Análise do prof. J. Dudley Woodberry (Fuller), que desde 1957 tem estudado, lecionado e ministrado no Líbano, Afeganistão, Paquistão e Arábia Saudita e visitou 35 outros países predominantemente muçulmanos:

No início da I Guerra Mundial, foi dito aos árabes que, se apoiassem os aliados contra os seus senhores turcos, que apoiavam a Alemanha, eles receberiam a independência. Um ano depois, o Acordo Sykes-Picot dividiu o Oriente Médio entre os ingleses e os franceses (+Espanha, Holanda e Rússia). Isso gerou uma profunda frustração e sentimento de deslealdade.

Logo em seguida veio a Declaração Balfour (02-11-1917), do ministro das relações exteriores da Inglaterra, que dizia que o governo britânico iria apoiar a criação de "um lar nacional para o povo judeu" na Palestina, contanto que isso não interferisse nos direitos civis e religiosos dos moradores locais.

O Acordo Sykes-Picot e a Declaração Balfour violaram entendimentos anteriores com os árabes. A partir de então, os muçulmanos começaram a demonstrar sentimentos anti-britânicos e anti-franceses (quando estes ocuparam a Síria e o Líbano).

O presidente americano Woodrow Wilson (1913-1921) não tinha aspirações coloniais e os EUA decidiram não participar da divisão dos territórios conquistados, feita após a guerra pela Liga das Nações.

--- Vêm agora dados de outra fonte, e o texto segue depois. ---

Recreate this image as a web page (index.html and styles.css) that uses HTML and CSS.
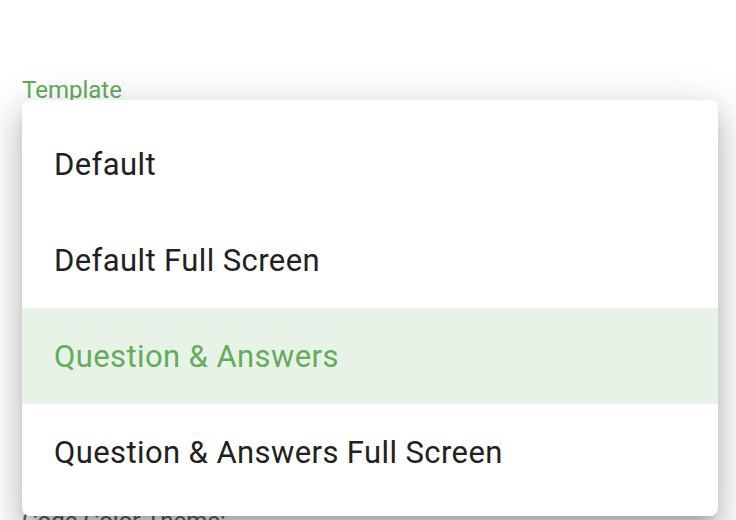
FILE: index.html
```html
<!DOCTYPE html>
<html>
<head>
<meta charset="utf-8">
<link rel="stylesheet" href="styles.css">
</head>
<body>
<div class="page">
  <div class="field">
    <label class="field-label">Template</label>
    <div class="field-input">Question &amp; Answers</div>
  </div>
  <div class="field">
    <div class="section-label">Code Color Theme:</div>
  </div>
  <ul class="menu">
    <li class="menu-item">Default</li>
    <li class="menu-item">Default Full Screen</li>
    <li class="menu-item selected">Question &amp; Answers</li>
    <li class="menu-item">Question &amp; Answers Full Screen</li>
  </ul>
</div>
</body>
</html>
```
FILE: styles.css
```css
html, body {
  margin: 0;
  padding: 0;
  background: #fff;
  font-family: Roboto, "Liberation Sans", sans-serif;
}
.page {
  position: relative;
  padding: 76px 22px 0 22px;
  height: 520px;
  box-sizing: border-box;
  overflow: hidden;
}
.field-label {
  display: block;
  color: #62ac5b;
  font-size: 24px;
  line-height: 28px;
}
.field-input {
  height: 60px;
  font-size: 28px;
  color: #212121;
  border-bottom: 1px solid #bbb;
}
.section-label {
  margin-top: 342px;
  font-size: 24px;
  line-height: 28px;
  color: #5f5f5f;
}
.menu {
  position: absolute;
  top: 100px;
  left: 22px;
  width: 696px;
  margin: 0;
  padding: 16px 0;
  list-style: none;
  background: #fff;
  border-radius: 8px;
  box-shadow: 0 10px 13px -6px rgba(0,0,0,0.2), 0 20px 31px 3px rgba(0,0,0,0.14), 0 8px 38px 7px rgba(0,0,0,0.12);
}
.menu-item {
  height: 96px;
  display: flex;
  align-items: center;
  padding-left: 32px;
  font-size: 31px;
  color: #212121;
  letter-spacing: 0.4px;
}
.menu-item.selected {
  background: #e8f3e8;
  color: #62ac5b;
}
```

Escolas e hospitais cristãos em todo o Oriente Médio, Paquistão e Irã também produziram atitudes positivas para com os Estados Unidos.

No final da II Guerra Mundial, Harry Truman violou a promessa feita por Franklin Roosevelt a Abdul Aziz, o rei da Arábia Saudita, de não fazer nada na Palestina sem consultar os árabes. Os Estados Unidos deram pleno apoio ao Estado de Israel (1948), nas Nações Unidas e de outras maneiras. Foi então que surgiu o sentimento anti-americano entre os árabes. (Razões para o apoio a Israel: holocausto, judeus americanos, cristãos conservadores.)

Desde então, os muçulmanos têm tido uma atitude rancorosa para com os EUA. A Palestina é uma questão tão importante que obscurece todas as demais. (Livro Irmãos de Sangue, de Elias Chacour)

2. Fanatismo religioso

O fenômeno do fanatismo está presente em todas as religiões (bem como em ideologias não-religiosas, como o marxismo).

No caso dos muçulmanos, a militância fundamentalista está diretamente relacionada com um sentimento de trauma e de frustração na comunidade islâmica. Fatores:
- Senso de estarem ameaçados pelo Ocidente, especialmente pela secularização, pela dissolução dos valores;
- Sentimento de serem injustiçados pela política americana, principalmente no caso dos palestinos e do apoio incondicional dos EUA a Israel;
- Revolta com a presença de tropas norte-americanas na Arábia Saudita, o berço do islã.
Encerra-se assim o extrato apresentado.